I include National Public Radio (NPR) in the long-term ignorance of the media. Full disclosure: I annually contribute a few bucks to Wisconsin Public Radio (WPR), and to Northern Illinois Public Radio as they have some programs that WPR does not carry, such as the Diane Rehm Show, the gold standard of discussion programs.

Heck, I even contribute a few bucks to High Plains Public Radio, based in Garden City, Kansas. During my frequent trips across the Great Plains on my way to my adobe in New Mexico that I acquired during my tenure at New Mexico State University, I enjoy the break from the commercial stations. NPR does some good things and provides a useful service to the nation. However, coverage of political affairs is not among them.

My wife can attest to my occasional screaming at the radio when NPR's "experts" go into their frequent false equivalence "analyses," or neglect points that should be obvious to any political junkie with a positive IQ, such as importance of the Supreme Court.

During NPR's frequent discussions on "How can Hillary get Sanders supporters to vote for her?" never did I hear any of those "brilliant" commentators mention the Supreme Court in that context. Nor did the Democrats themselves push that issue in a serious way. Even the normally alert Sanders mentioned it only in passing when urging young voters to vote for Hillary. The Democrats' message to disgruntled millennials should have been simple, "Think Supreme Court, it's your future."

Meanwhile, the always-more-alert Republicans hammered that issue home. We heard many undecided voters explicitly state "I don't like either candidate, but the Supreme Court is the deciding factor; I'm voting for Trump." Republicans fall in line and Democrats find ways to lose.

Earlier media recognition and coverage of the millions of rural and urban disaffected people may not have changed the end result, but would have prevented shock of the media celebrities. But it's easier for media celebrities to focus on what "he said, she said," and reinforce standard cliches, than to spend time in rural America and devastated manufacturing towns with vacant plants.

Of course, the politicians should have been on top of this. Some have - obviously including Sanders and Trump. But the ignorance of the media regarding much of America, and their shock at voter reaction, demonstrates how out-of-touch the media really are.

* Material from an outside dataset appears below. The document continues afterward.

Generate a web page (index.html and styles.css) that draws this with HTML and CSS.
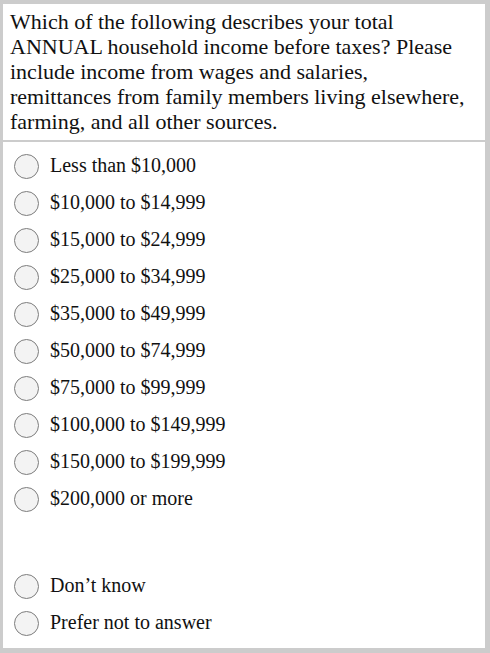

Much media attention was on racial issues. Fair enough, especially since Trump played that card. But the obvious racial overtones in the election were just part of the story. Some got it right, including Michael Moore and Sen. Elizabeth Warren. Both have strongly emphasized that the majority of Trump supporters are not racists and did not vote on that basis. In our own state of Wisconsin, a large number of former Democratic union members and white rural voters who voted for Trump this time had voted for Obama in 2012. Can't call them racists - they voted for Obama in 2008 and 2012.

And if African-Americans of Milwaukee would have showed up in numbers as in 2012, Hillary would have won Wisconsin.

Could Sanders have done better? I doubt it but we'll never know. I am among those who favored Hillary as an intelligent, tough, superbly qualified candidate. I saw Sanders as making her a stronger candidate. She surely would have reached out and addressed the issues faced by the forgotten working class.

But it was not to be. Hillary's message was too little, too late, and didn't resonate. Trump, with no credible solutions, recognized the forgotten working classes, and they saw him as speaking for them. That was enough to make the sale.

Meanwhile, the mainstream media remained in total ignorance all along.